The Computer Buzz
||January 14th, 2010|
Nome and Paul Van Middlesworth - owners - The Computer Factory
What’s up with “Magic Jack?”
By now we’ve all seen the MJ (Magicjack) ads on TV. It looks like a really good deal. Instead of paying your local telephone company $25 or more each month, you simply buy the MJ device for $39 and pay $20 a year for the service, a savings of over $200 a year. That doesn’t even count the fact that all your domestic long distance calls are free.
MJ is another implementation of VOIP (voice over Internet protocol), a technology that has been available for the past ten years. It uses your high-speed Internet connection (Cable, DSL or Satellite) instead of the telephone company’s landlines to transmit voice messages.
In addition to providing low cost basic phone service, MJ also provides voice mail, caller ID, call forwarding, call waiting, 3 way conferencing and 411 directory assistance, all for free. The installation is a snap. You simply plug the MJ into any USB port on your PC and allow it to load its software. You then plug your phone line into the MJ and start calling all your friends and relatives.
MJ is selling at the rate of 10,000 installations a day at present, it almost sounds like a no-brainer but there are some factors which might make MJ a bit less attractive. For example, if you already have DSL you cannot stop paying the phone company for basic landline service. It’s part of your “package”. Also, your cell phone may already provide for virtual free local and long distance service within your contract minutes.
Some other downsides of MJ or any Internet based telephone service are that it can’t work when your PC is off, down or when your Internet service is down or when you can’t get on the Internet. Since your VOIP relies on your PC’s Internet connection, you would not have service during a power outage. Telephone landlines don’t use power from your electric utility grid so a power outage rarely affects landline service. In these circumstances incoming calls will be accumulated on MJ’s voice mail server. Hopefully MJ has a very large and reliable voicemail server.
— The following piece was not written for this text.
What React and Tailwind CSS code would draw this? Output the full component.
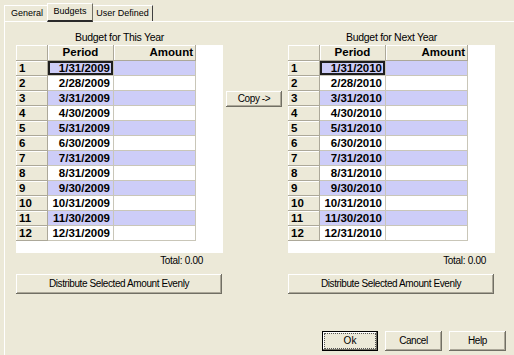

The MJ EULA (end user licensing agreement) has this troublesome statement.
“You also understand and agree that use of Magicjack device and software will include advertisements and that these advertisements are necessary for the Magicjack device to work… Our computers may analyze the phone numbers you call in order to improve the relevance of the ads.”
While it is politically incorrect to notice, the syntax of the EULA statement sounds strangely Asian. This is a license to track user telephone calling patterns. The stated purpose is to help them better spam you and the people you call and that is bad enough but what stops them from selling this information to others?
To us MJ sounds like it might be a useful and money saving service in some limited circumstances but it doesn’t look like a viable alternative for most landline and cell phone users.